Ed: that said, this is (like puppy) designed to run from USB stick, in ram, with a section for user data:
> The default mode is to have a "save" icon on the desktop, to flush RAM to drive whenever you want, or not at all, or at shutdown. Thus, writes to the drive are severely constrained.
Apparently, it requires a 64-bit CPU but I wonder if really early 64-bit CPUs (e.g. 1st gen Intel Core) would work.
x64 has evolved quite dramatically since its inception.
> x64 has evolved quite dramatically since its inception
Can you expound on this? Besides AES acceleration and virtualization support, I don't know of any features on modern x64 CPUs that would be a limiting factor in an OS that doesn't 'require' TPM support.
I thought some newer distros dropped 32 bit uefi support - i certainly seem to recall an old thinkpad that wouldn't boot latest Ubuntu lts - but maybe I was wrong and it was old enough to be 32bit (don't think so...).

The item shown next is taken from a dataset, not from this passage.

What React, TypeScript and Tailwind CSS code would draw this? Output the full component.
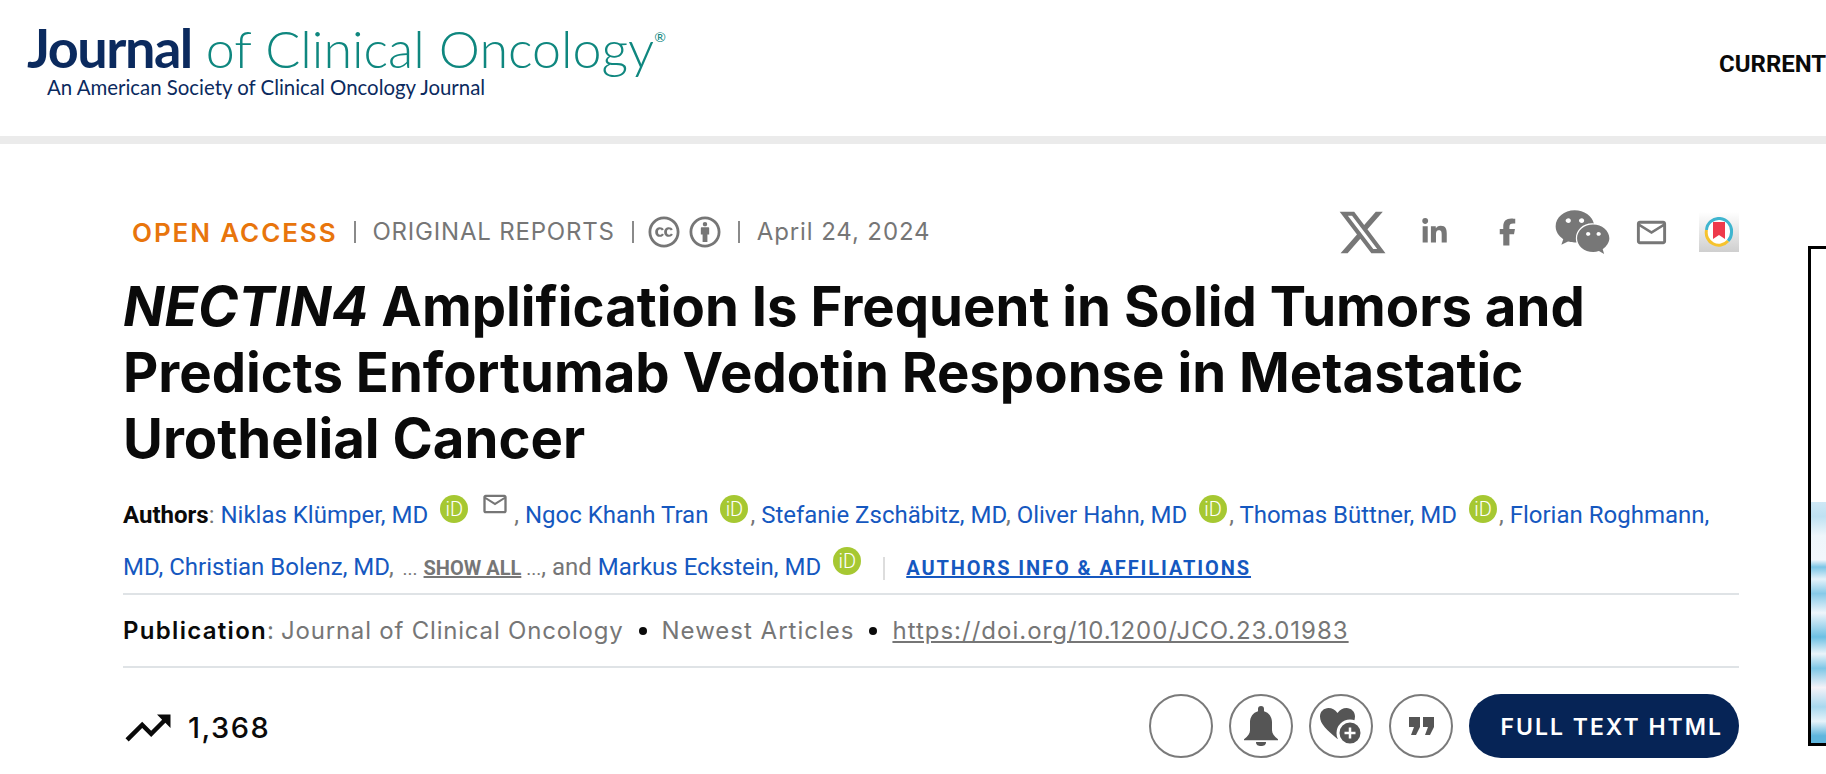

"This is controversial, however, it is just a different philosophy. The user runs as administrator (root), apps may optionally run as a non-root user or in containers as a "crippled root". The practical outcome is that you never have to type "sudo" or "su" to run anything, nor get hung up with file permissions.
Note, current releases of Easy default to running Firefox as user 'firefox', and SeaMonkey as user 'seamonkey'. It is easy to do the same for any app, that is, run it as its own user, isolated from other users."
> In a traditional "full" installation, the filesystem occupies an entire partition, with the usual /etc, /bin, /usr, /proc, /sys, /tmp, etc. Easy does not install like this.
> Easy installs to hard drive in what we call frugal mode, which occupies just one folder in a partition, allowing to co-exist with whatever else the partition is used for.
Honestly, this is huge. I wish all distros supported this out of the box. It would be a lot less daunting to reinstall your system or try out a new distro if you could preserve your current working system in another directory.